Heer: It’s possible. Originally I wanted to do a Vega to D3 compiler. When we start doing D3 code, it’s a lot of Vega and a little D3. It’s a fun open challenge if someone wanted to write a SVG to D3 compiler.

Audience member: In the process of exploring data you might transform and aggregate it, could you just get that data and pass it to the other tool?

Heer: Yes, we would just need to add a link. At the moment we do all the data processing client side. One student is looking at taking the data and sticking it into a database. Should buy you a lot more scalability.

Audience member: How does this handle sparse or irregular data?

Heer: Sparse shows up as missing values. Irregular data such as nested structures – you define access paths. Before that you can do like D3 and apply transforms. The data has to be there, though.
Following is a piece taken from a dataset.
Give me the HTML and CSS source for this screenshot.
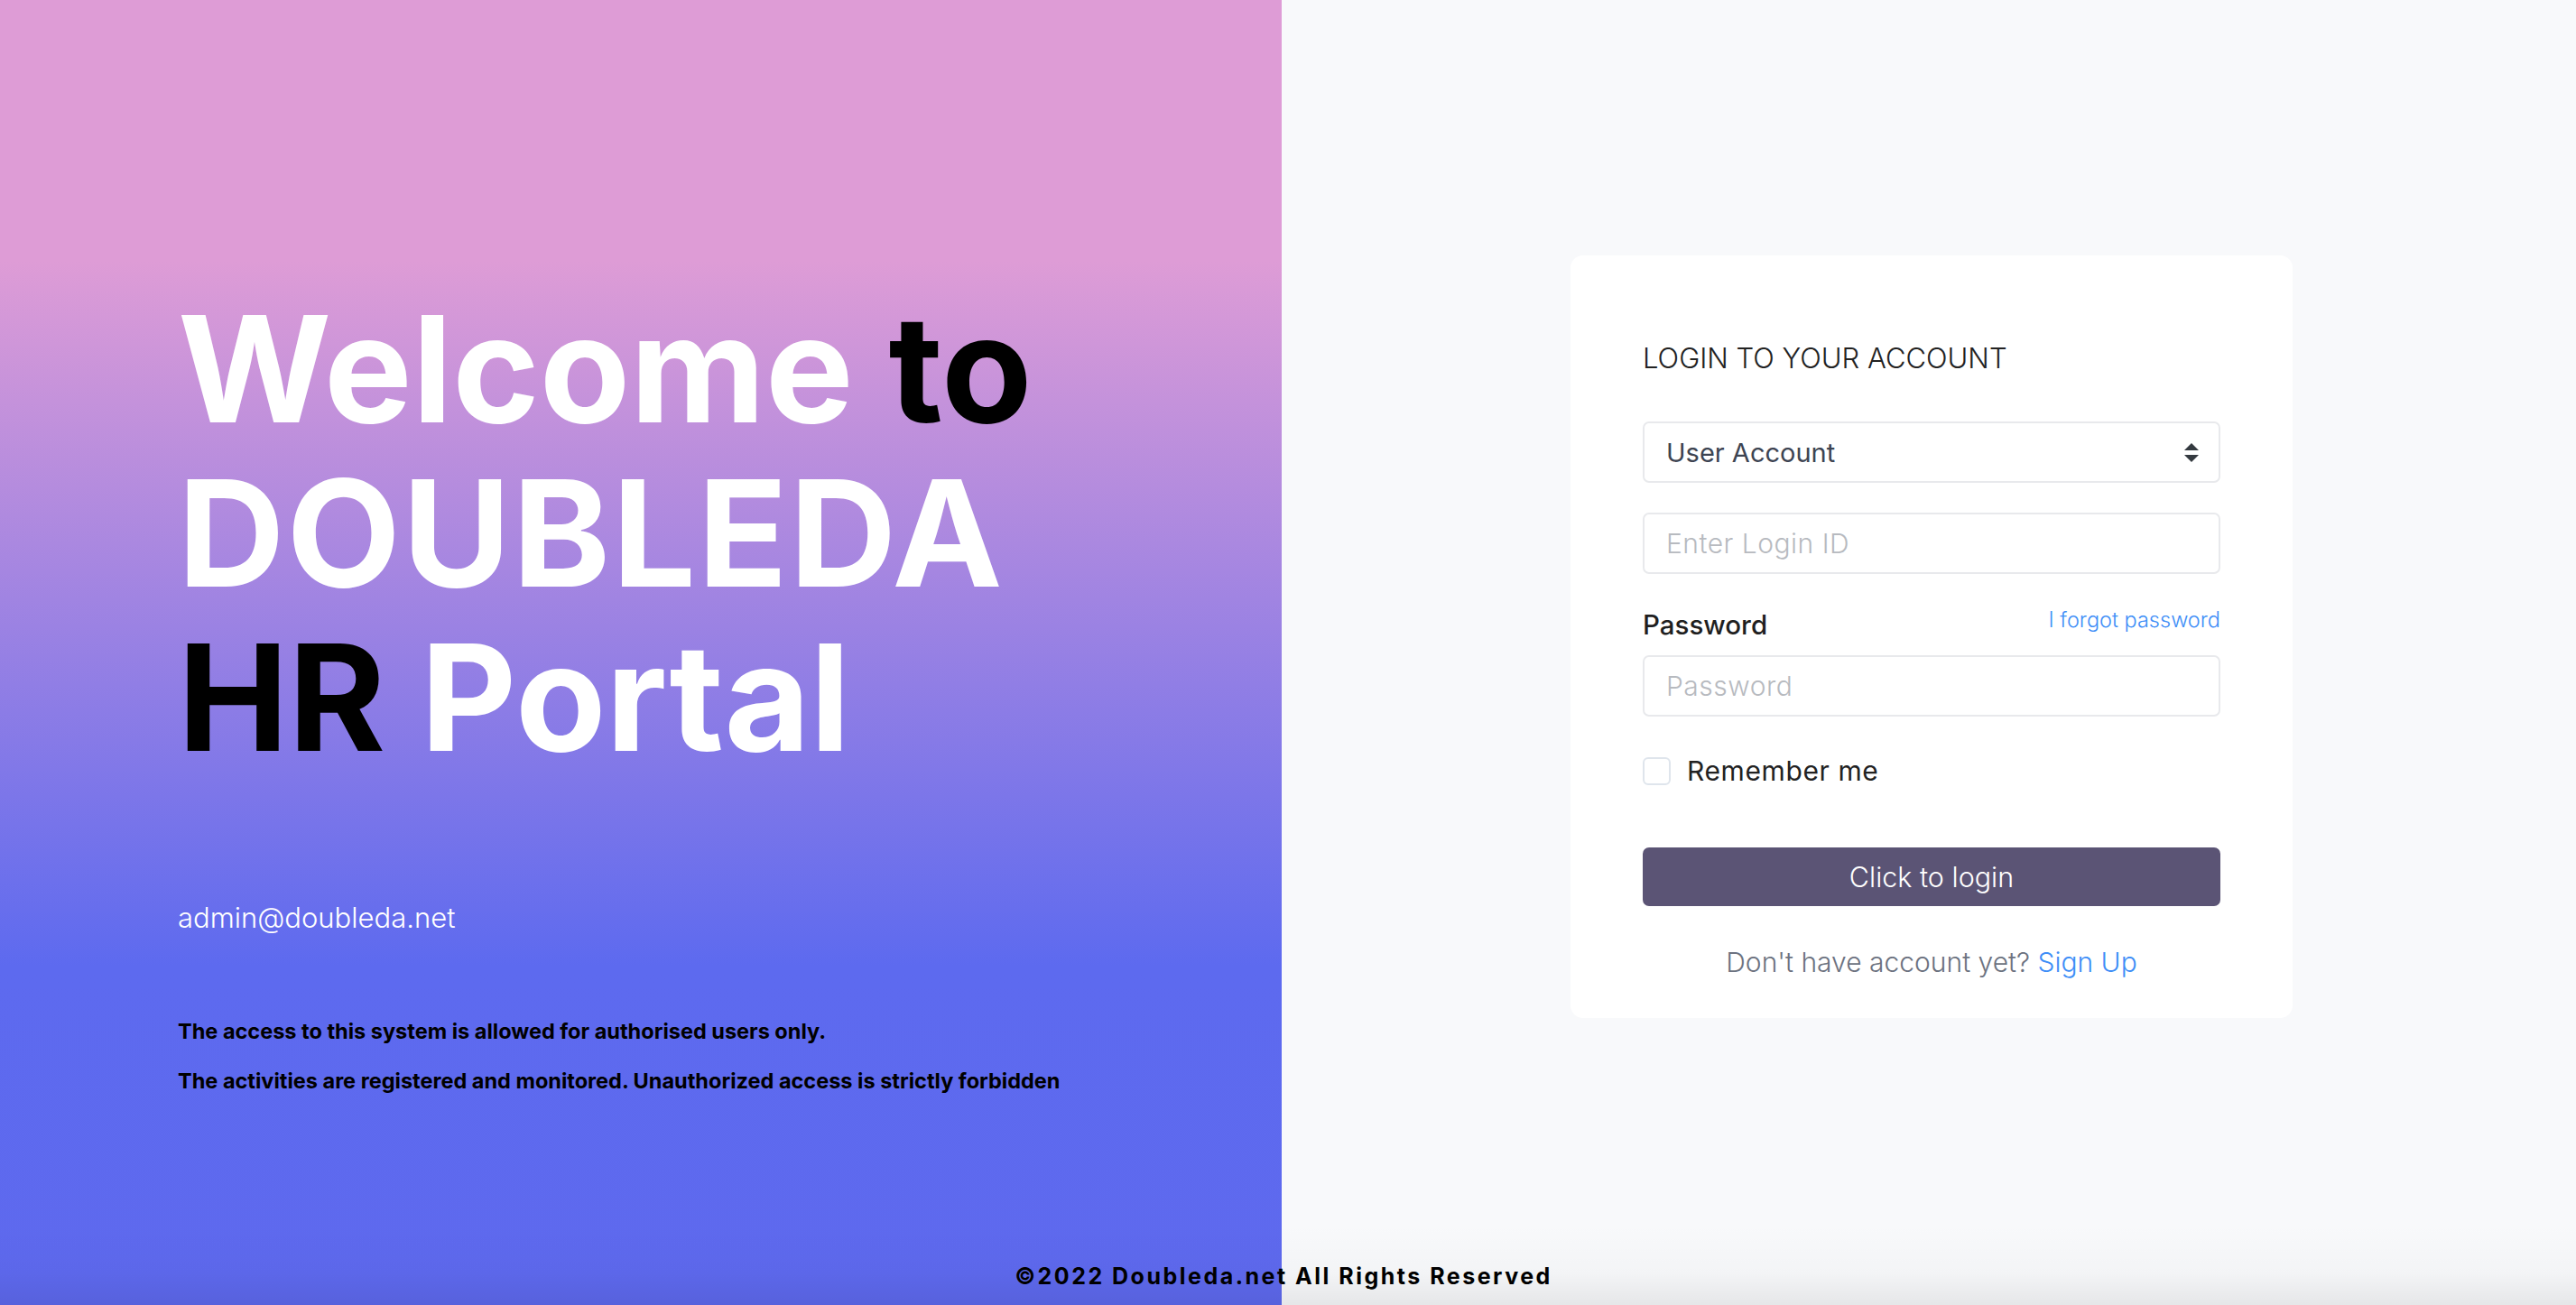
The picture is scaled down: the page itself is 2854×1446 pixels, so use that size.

Audience member: About the front-end and back-end processing – what’s your vision for integrating with other tools like databases that do views?

Heer: To leverage what various databases provide. We don’t want to reinvent the wheel. But there are new challenges that come up. All sorts of interesting things about prefetching to make system more efficient.

Same audience: Would you control the pipeline?

Heer: If i knew the answer it wouldn’t be research.

Robert: Talking about scales from low level to high level. Do you have thoughts about the sweet spot for specificity?

Heer: The sweet spot is dependent on your task.